Professor Douglas Kerr
Douglas Kerr recently retired from Hong Kong University, where he worked for more than thirty years, including service as Head of the English Department and Dean of the Arts Faculty. He taught courses in nineteenth century, modern, and contemporary literature in English. Besides his work on Wilfred Owen, his research interests in literary history include the literature of colonialism in Asia, the literature of war and of travel, and the history of literary modernism. He has published books on George Orwell, on representations of Orient and empire in British writing, and on Arthur Conan Doyle, and is general editor of the twenty-volume Edinburgh Edition of the Works of Arthur Conan Doyle (forthcoming from Edinburgh University Press).

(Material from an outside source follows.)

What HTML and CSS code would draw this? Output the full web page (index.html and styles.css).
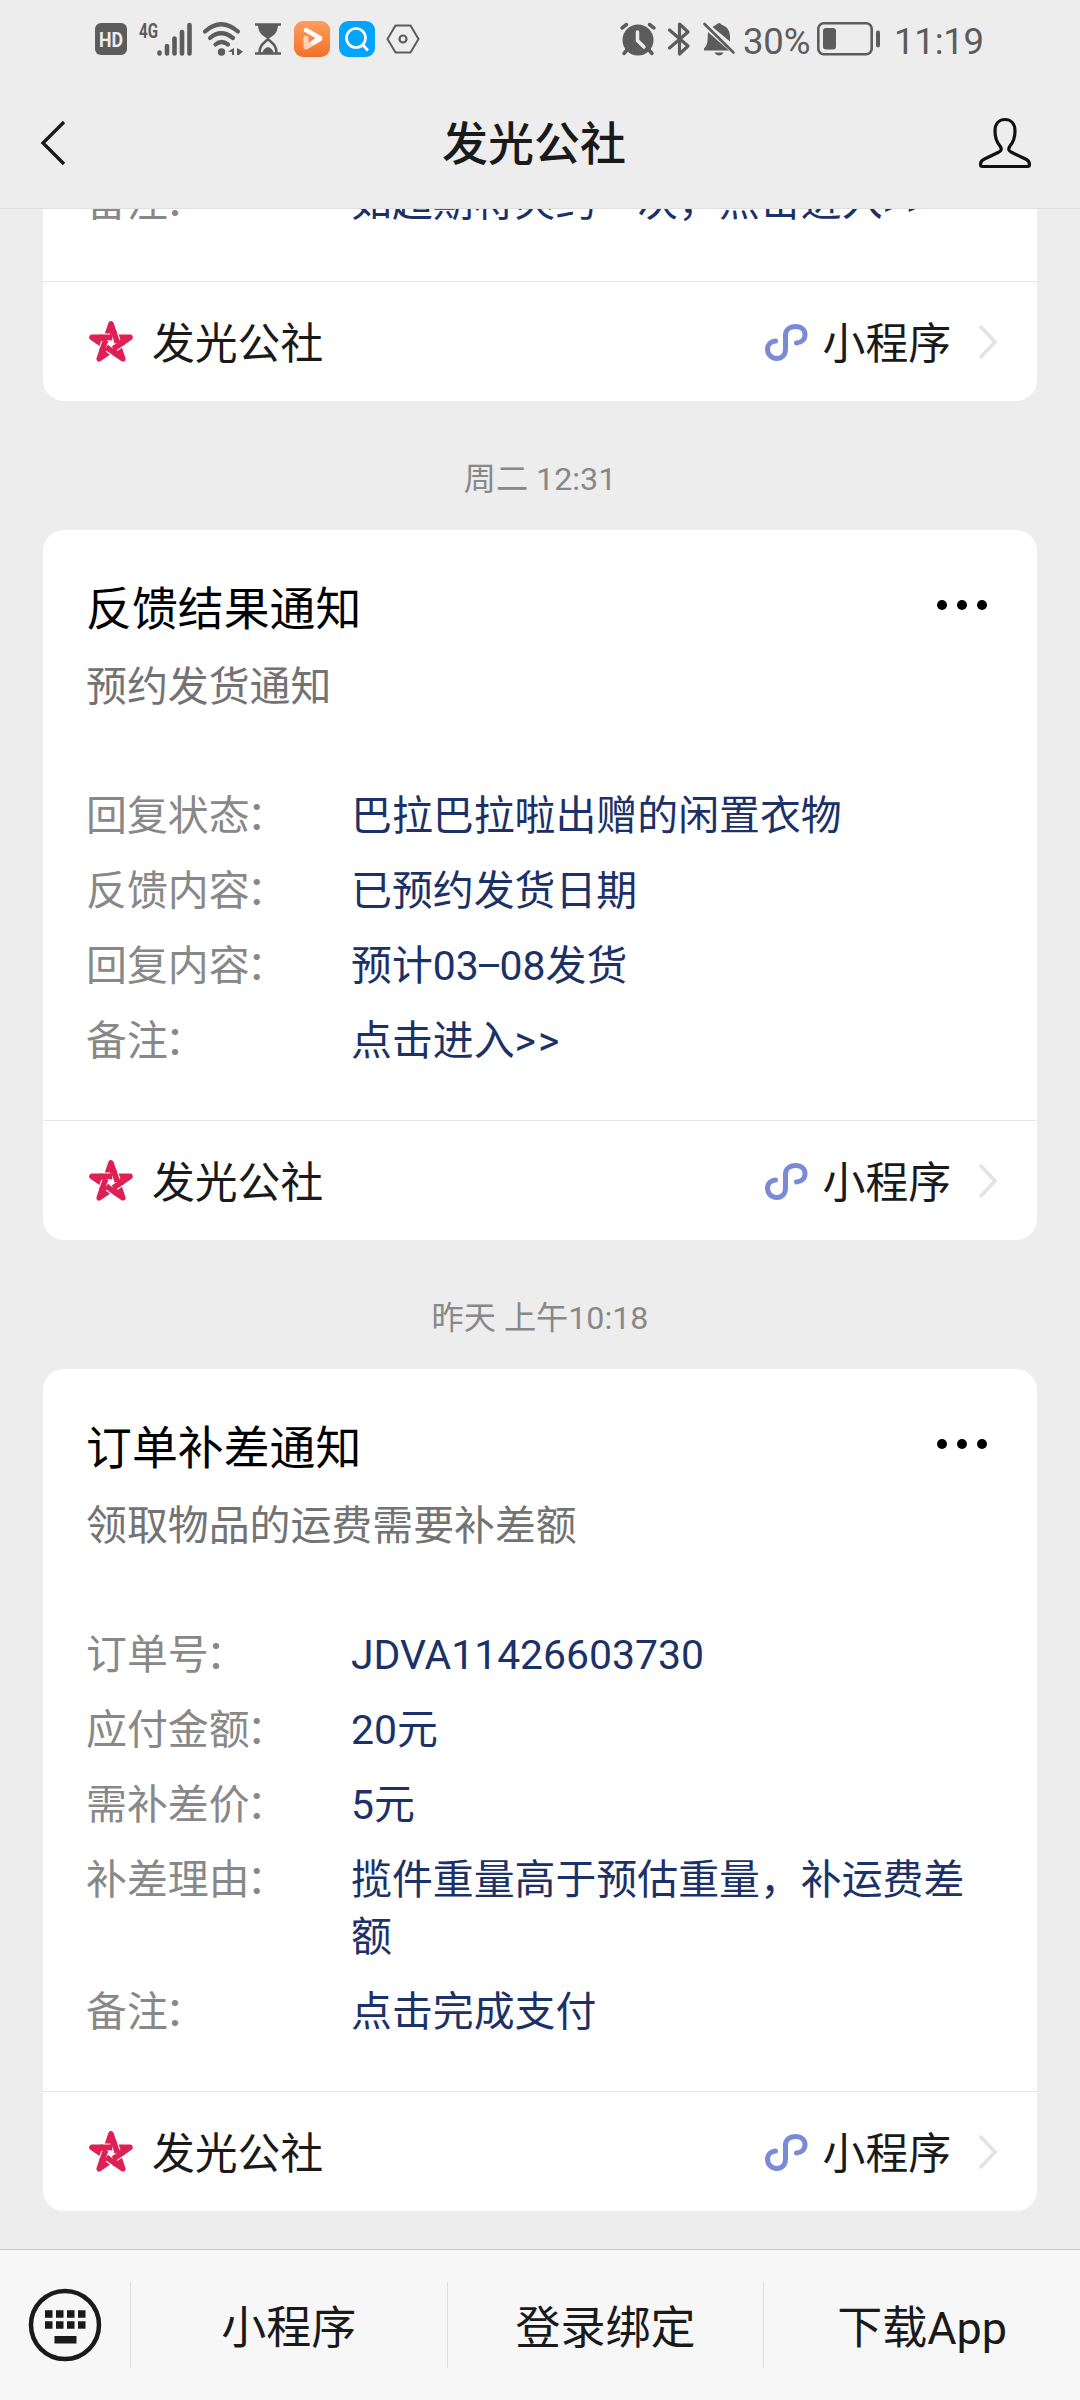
FILE: index.html
```
<!DOCTYPE html>
<html lang="zh-CN">
<head>
    <meta charset="UTF-8">
    <meta name="viewport" content="width=device-width, initial-scale=1.0">
    <title>发光公社</title>
    <link rel="stylesheet" href="styles.css">
</head>
<body>
    <!-- shared icons -->
    <svg class="defs" width="0" height="0">
        <symbol id="icon-star" viewBox="0 0 44 44">
            <path d="M22 4L33.800 38.800L3 17.400H41L10.200 38.800Z" fill="none" stroke="#de2056" stroke-width="5.600" stroke-linejoin="round"/>
            <path d="M22 5L25 15H19ZM40 17.800L31.500 24L29.500 17.800ZM33 37.800L24.500 32L29.500 27.500ZM11 37.800L14.500 27.500L19.500 32ZM4 17.800H14.500L12.500 24Z" fill="#de2056"/>
            <path d="M25.300 13.700L27.700 20.700M25.200 32.800L19 28.500M13.600 17.400H21.200M32.400 23.400L26.200 27.700M13.500 29.100L15.900 22.100" stroke="#fff" stroke-width="7.800"/>
            <path d="M24.600 11.700L28.400 22.700M27 34L17.300 27.300M11.500 17.400H23.200M34.200 22.100L24.400 28.900M12.800 31.100L16.600 20.100" stroke="#de2056" stroke-width="5.600"/>
        </symbol>
        <symbol id="icon-mini" viewBox="0 0 44 40">
            <path d="M11.500 19C6.500 19.500 3.500 22.500 3.500 27C3.500 32.500 7.500 36.500 12.700 36.500C18 36.500 21.500 32.500 21.500 27V13C21.500 8 25.600 4.500 31.500 4.500C37.500 4.500 41 8 41 12.500C41 17.500 37.500 20.500 32.500 21" fill="none" stroke="#7b8ad6" stroke-width="5" stroke-linecap="round"/>
        </symbol>
        <symbol id="icon-arrow" viewBox="0 0 20 36">
            <path d="M2 2L17 18L2 34" fill="none" stroke="#e4e4e4" stroke-width="3.800"/>
        </symbol>
    </svg>

    <header class="header">
        <div class="status-bar">
            <div class="status-left">
                <svg class="hd" width="32" height="32" viewBox="0 0 32 32">
                    <rect width="32" height="32" rx="6" fill="#5c5c5c"/>
                    <text x="4" y="23.500" textLength="24" lengthAdjust="spacingAndGlyphs" class="hd-text">HD</text>
                </svg>
                <svg class="signal" width="54" height="36" viewBox="0 0 54 36">
                    <text x="0" y="17" textLength="19" lengthAdjust="spacingAndGlyphs" class="net-text">4G</text>
                    <path d="M20.500 31.500V32.500M28 25V32.500M35.500 17.500V32.500M43 11V32.500M50.500 4V32.500" stroke="#5c5c5c" stroke-width="4.600" stroke-linecap="round"/>
                </svg>
                <svg class="wifi" width="42" height="36" viewBox="0 0 42 36">
                    <path d="M3 10.500Q19 -4 36 10.500M8 17Q19 7.500 31 17M13.500 23.500Q19.500 18.500 26 23.500" fill="none" stroke="#5c5c5c" stroke-width="4.200" stroke-linecap="round"/>
                    <circle cx="19.500" cy="31" r="3.700" fill="#5c5c5c"/>
                    <path d="M32 27V34H30V31L26 30.500ZM35 27L41 30.500L37 34H35Z" fill="#5c5c5c"/>
                </svg>
                <svg class="hourglass" width="26" height="32" viewBox="0 0 26 32">
                    <path d="M0 1.500H26M0 30.500H26" stroke="#5c5c5c" stroke-width="2.500"/>
                    <path d="M3 1H23C23 10 19 12 14.500 15H11.500C7 12 3 10 3 1Z" fill="#5c5c5c"/>
                    <path d="M4.500 30C4.500 22 9 20 13 16C17 20 21.500 22 21.500 30" fill="none" stroke="#5c5c5c" stroke-width="2.500"/>
                    <path d="M7 30Q9 25 13 24Q17 25 19 30Z" fill="#5c5c5c"/>
                </svg>
                <svg class="app-icon" width="36" height="36" viewBox="0 0 36 36">
                    <defs>
                        <linearGradient id="orange" x1="0" y1="0" x2="0" y2="1"><stop offset="0" stop-color="#ff9d5c"/><stop offset="1" stop-color="#f2702a"/></linearGradient>
                    </defs>
                    <rect width="36" height="36" rx="9" fill="url(#orange)"/>
                    <path d="M12 17V26L26 18" fill="none" stroke="#ffd3b5" stroke-width="5" stroke-linejoin="round" stroke-linecap="round"/>
                    <path d="M12 9L26 17L19 21.500" fill="none" stroke="#fff" stroke-width="4.500" stroke-linejoin="round" stroke-linecap="round"/>
                </svg>
                <svg class="app-icon" width="36" height="36" viewBox="0 0 36 36">
                    <rect width="36" height="36" rx="9" fill="#05a4fc"/>
                    <circle cx="17" cy="17" r="9.500" fill="none" stroke="#fff" stroke-width="2.700"/>
                    <path d="M23 23L29 29.500" stroke="#fff" stroke-width="2.700"/>
                </svg>
                <svg class="hexagon" width="34" height="30" viewBox="0 0 34 30">
                    <path d="M9.500 1.500H24.500L32.500 15L24.500 28.500H9.500L1.500 15Z" fill="none" stroke="#5c5c5c" stroke-width="2" stroke-linejoin="round"/>
                    <circle cx="17" cy="15" r="3.500" fill="none" stroke="#5c5c5c" stroke-width="2.200"/>
                </svg>
            </div>
            <div class="status-right">
                <svg width="36" height="34" viewBox="0 0 36 34">
                    <circle cx="18" cy="18" r="15.500" fill="#5c5c5c"/>
                    <path d="M2 6L6.500 2.500M34 6L29.500 2.500M7 28L4 31.500M29 28L32 31.500" stroke="#5c5c5c" stroke-width="3.500" stroke-linecap="round"/>
                    <path d="M17.500 10V18.500L24 25" fill="none" stroke="#ededed" stroke-width="3.500" stroke-linecap="round"/>
                </svg>
                <svg class="bluetooth" width="24" height="36" viewBox="0 0 24 36">
                    <path d="M2.500 9L21 25L12.500 33V3L21 11L2.500 27" fill="none" stroke="#5c5c5c" stroke-width="3.200" stroke-linecap="round" stroke-linejoin="round"/>
                </svg>
                <svg class="bell" width="32" height="34" viewBox="0 0 32 34">
                    <path d="M9.500 5Q12 3 13.500 2.500Q16 -0.500 18.500 2.500Q27 6 27 14V19.500Z" fill="#5c5c5c"/>
                    <path d="M5 10L26 28.500H1V26.500Q4 24 4.500 19Z" fill="#5c5c5c"/>
                    <path d="M1.500 2L30.500 30.500" stroke="#5c5c5c" stroke-width="2.600" stroke-linecap="round"/>
                    <path d="M11.500 30.500H20.500Q19 33.500 16 33.500Q13 33.500 11.500 30.500Z" fill="#5c5c5c"/>
                </svg>
                <span class="percent">30%</span>
                <svg class="battery" width="64" height="34" viewBox="0 0 64 34">
                    <rect x="1.300" y="1.300" width="53.400" height="31" rx="5.500" fill="none" stroke="#5c5c5c" stroke-width="2.600"/>
                    <rect x="6" y="6" width="13" height="21.500" rx="3" fill="#5c5c5c"/>
                    <rect x="59" y="8.500" width="4" height="17" rx="2" fill="#5c5c5c"/>
                </svg>
                <span class="clock">11:19</span>
            </div>
        </div>
        <nav class="nav-bar">
            <svg width="26" height="46" viewBox="0 0 26 46">
                <path d="M25 2L4 23L25 44" fill="none" stroke="#1a1a1a" stroke-width="3.300"/>
            </svg>
            <h1>发光公社</h1>
            <svg width="54" height="52" viewBox="0 0 54 52">
                <path d="M27 2.500C20.500 2.500 17 7.500 17 14C17 21 19 25.500 22 29C24 32 23.500 33.500 21 35L6 42.300C3 43.800 2.500 45.500 2.500 47.500Q2.500 49.500 4.500 49.500H49.500Q51.500 49.500 51.500 47.500C51.500 45.500 51 43.800 48 42.300L33 35C30.500 33.500 30 32 32 29C35 25.500 37 21 37 14C37 7.500 33.500 2.500 27 2.500Z" fill="none" stroke="#111" stroke-width="3.200"/>
            </svg>
        </nav>
    </header>

    <main class="chat">
        <section class="card">
            <dl class="details">
                <dt>备注<span class="colon">：</span></dt><dd>如超期将爽约一次，点击进入<span class="gt">&gt;&gt;</span></dd>
            </dl>
            <div class="card-footer">
                <svg class="star" width="44" height="44"><use href="#icon-star"/></svg>
                <span class="name">发光公社</span>
                <svg class="mini" width="44" height="40"><use href="#icon-mini"/></svg>
                <span>小程序</span>
                <svg class="arrow" width="20" height="36"><use href="#icon-arrow"/></svg>
            </div>
        </section>

        <p class="time">周二 12:31</p>

        <section class="card">
            <div class="card-head">
                <h2>反馈结果通知</h2>
                <div class="more"><i></i><i></i><i></i></div>
            </div>
            <p class="subtitle">预约发货通知</p>
            <dl class="details">
                <dt>回复状态<span class="colon">：</span></dt><dd>巴拉巴拉啦出赠的闲置衣物</dd>
                <dt>反馈内容<span class="colon">：</span></dt><dd>已预约发货日期</dd>
                <dt>回复内容<span class="colon">：</span></dt><dd>预计03<span class="dash">–</span>08发货</dd>
                <dt>备注<span class="colon">：</span></dt><dd>点击进入<span class="gt">&gt;&gt;</span></dd>
            </dl>
            <div class="card-footer">
                <svg class="star" width="44" height="44"><use href="#icon-star"/></svg>
                <span class="name">发光公社</span>
                <svg class="mini" width="44" height="40"><use href="#icon-mini"/></svg>
                <span>小程序</span>
                <svg class="arrow" width="20" height="36"><use href="#icon-arrow"/></svg>
            </div>
        </section>

        <p class="time">昨天 上午10:18</p>

        <section class="card">
            <div class="card-head">
                <h2>订单补差通知</h2>
                <div class="more"><i></i><i></i><i></i></div>
            </div>
            <p class="subtitle">领取物品的运费需要补差额</p>
            <dl class="details">
                <dt>订单号<span class="colon">：</span></dt><dd>JDVA11426603730</dd>
                <dt>应付金额<span class="colon">：</span></dt><dd>20元</dd>
                <dt>需补差价<span class="colon">：</span></dt><dd>5元</dd>
                <dt>补差理由<span class="colon">：</span></dt><dd>揽件重量高于预估重量，补运费差额</dd>
                <dt>备注<span class="colon">：</span></dt><dd>点击完成支付</dd>
            </dl>
            <div class="card-footer">
                <svg class="star" width="44" height="44"><use href="#icon-star"/></svg>
                <span class="name">发光公社</span>
                <svg class="mini" width="44" height="40"><use href="#icon-mini"/></svg>
                <span>小程序</span>
                <svg class="arrow" width="20" height="36"><use href="#icon-arrow"/></svg>
            </div>
        </section>
    </main>

    <footer class="menu">
        <div class="keyboard">
            <svg width="74" height="74" viewBox="0 0 74 74">
                <circle cx="37" cy="37" r="34" fill="none" stroke="#1a1a1a" stroke-width="4.500"/>
                <path d="M17 26H58M17 37H58" stroke="#1a1a1a" stroke-width="7.500" stroke-dasharray="7.500 3.500"/>
                <rect x="26.500" y="48" width="22" height="7.500" fill="#1a1a1a"/>
            </svg>
        </div>
        <div class="menu-item">小程序</div>
        <div class="menu-item">登录绑定</div>
        <div class="menu-item">下载App</div>
    </footer>
</body>
</html>
```
FILE: styles.css
```
* {
    box-sizing: border-box;
    margin: 0;
    padding: 0;
}

body {
    display: flex;
    flex-direction: column;
    height: 2400px;
    background-color: #ededed;
    color: #1a1a1a;
    font-family: Roboto, "Noto Sans CJK SC", sans-serif;
    font-size: 40.900px;
    overflow: hidden;
}

svg {
    display: block;
    flex-shrink: 0;
    overflow: visible;
}

.defs {
    position: absolute;
}

/* status bar + title */
.header {
    height: 209px;
    flex-shrink: 0;
    border-bottom: 1px solid #dfdfdf;
}

.status-bar {
    display: flex;
    justify-content: space-between;
    height: 78px;
    padding: 0 99px 0 95px;
    color: #5c5c5c;
}

.status-left,
.status-right {
    display: flex;
    align-items: center;
}

.hd-text {
    font-size: 21px;
    font-weight: 700;
    fill: #ededed;
}

.net-text {
    font-size: 21px;
    font-weight: 700;
    fill: #5c5c5c;
}

.signal {
    margin-left: 12px;
}

.wifi {
    margin-left: 9px;
}

.hourglass {
    margin-left: 11px;
}

.app-icon {
    margin-left: 9px;
}

.hourglass + .app-icon {
    margin-left: 13px;
}

.hexagon {
    margin-left: 11px;
}

.bluetooth {
    margin-left: 11px;
}

.bell {
    margin-left: 12px;
}

.percent {
    width: 67px;
    margin-left: 8px;
    padding-top: 4px;
    font-size: 36.500px;
    letter-spacing: -0.200px;
    white-space: nowrap;
}

.battery {
    margin-left: 7px;
}

.clock {
    width: 87px;
    margin-left: 13px;
    padding-top: 4px;
    font-size: 36.500px;
    letter-spacing: -0.200px;
    white-space: nowrap;
}

.nav-bar {
    display: flex;
    align-items: center;
    justify-content: space-between;
    height: 130px;
    padding: 0 48px 0 39px;
}

.nav-bar h1 {
    padding: 2px 0 0 25px;
    font-size: 46px;
    font-weight: 500;
    line-height: 60px;
}

/* messages */
.chat {
    display: flex;
    flex: 1;
    flex-direction: column;
    justify-content: flex-end;
    min-height: 0;
    padding: 0 43px 38px;
    overflow: hidden;
}

.card {
    flex-shrink: 0;
    background-color: #fff;
    border-radius: 21px;
}

.card-head {
    display: flex;
    align-items: center;
    justify-content: space-between;
    height: 60px;
    margin-top: 49px;
    padding: 0 50px 0 43px;
}

.card-head h2 {
    color: #000;
    font-size: 45.900px;
    font-weight: 400;
    line-height: 60px;
}

.more {
    display: flex;
    gap: 10px;
    margin-top: -8px;
}

.more i {
    width: 10px;
    height: 10px;
    border-radius: 50%;
    background-color: #000;
}

.subtitle {
    margin-top: 20px;
    padding: 0 43px;
    color: #737373;
    line-height: 57px;
}

.details {
    display: grid;
    grid-template-columns: 265px 1fr;
    row-gap: 18px;
    padding: 0 50px 50px 43px;
    line-height: 57px;
}

.subtitle + .details {
    margin-top: 72px;
}

.details dt {
    color: #888;
}

.details dd {
    color: #1b3168;
}

.colon {
    margin-left: -3px;
}

.gt {
    letter-spacing: 2px;
}

.dash {
    margin: 0 -3px;
}

.card-footer {
    display: flex;
    align-items: center;
    height: 120px;
    padding: 0 39px 0 46px;
    border-top: 1px solid #e6e6e6;
    font-size: 42.800px;
    line-height: 56px;
}

.card-footer span {
    padding-top: 4px;
}

.card-footer .name {
    margin-left: 19px;
    margin-right: auto;
}

.card-footer .mini {
    margin-right: 15px;
}

.card-footer .arrow {
    margin-left: 27px;
}

.time {
    height: 129px;
    flex-shrink: 0;
    color: #888;
    font-size: 32.200px;
    line-height: 157px;
    text-align: center;
}

/* bottom menu */
.menu {
    display: flex;
    align-items: center;
    flex-shrink: 0;
    height: 151px;
    background-color: #f7f7f7;
    border-top: 1px solid #c9c9c9;
}

.keyboard {
    width: 130px;
    padding-left: 28px;
}

.menu-item {
    flex: 1;
    height: 86px;
    border-left: 1px solid #dedede;
    font-size: 45px;
    line-height: 94px;
    text-align: center;
}
```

He is the author of Wilfred Owen’s Voices: Language and Community (Oxford University Press, 1993)

Professor Daniel Hipp
Daniel Hipp has an MA in English Literature from Villanova University and PhD in English Literature from Vanderbilt University. He serves as a Professor of English at Aurora University in Aurora, Illinois. He is the author of The Poetry of Shell Shock (McFarland, 2004), a study of wartime trauma and healing in the works of Wilfred Owen, Ivor Gurney and Siegfried Sassoon.  His research and teaching interests include Modernism and Poetry, with scholarly presentations on the works of Elizabeth Bishop and Robert Frost.

Dr Kate Kennedy
Kate Kennedy has a PhD from Cambridge University and has held Research Fellowships at Girton College, Cambridge and the English Faculty, Cambridge. She lectures in English and Music, and is Deputy Director of the Oxford Centre for Life-writing at Wolfson College Oxford, where she is Weinrebe Research Fellow in Life-writing. She is author of Dweller in Shadows: Ivor Gurney – Poet, Composer (Princeton University Press, forthcoming), and editor of Literary Britten (Boydell and Brewer, 2018), and co-editor of The Silent Morning: Culture, Memory and the Armistice 1918 (Manchester University Press, 2013) and The First World War: Literature, Music and Memory (Routledge, 2012). She is a regular broadcaster on BBC Radio 3 on early twentieth century music and literature, and is currently writing a triple biography of Rupert Brooke, W Denis Browne and F S Kelly.

Dr Santanu Das
Educated in Presidency College, Kolkata and St. John’s Cambridge (where he was also a Research fellow), Santanu Das is a literary and cultural historian based at King’s College London. He is the author of Touch and Intimacy in First World War Literature (Cambridge, 2006) and Indian Troops in Europe, 1914-1918 (Paris, 2014) and the editor of Race, Empire and First World War Writing (2006) and Cambridge Companion to the Poetry of the First World War (2014). His latest book, South Asia and First World War Culture: Literature, Images and Music, is forthcoming from Cambridge University Press in 2018 and he is currently editing the Oxford Book of Empire Writing of the First World War. He has been involved in several centennial commemorative projects on the war, from radio and television programmes to advising on concerts, exhibitions, and, most recently, dance-theatre.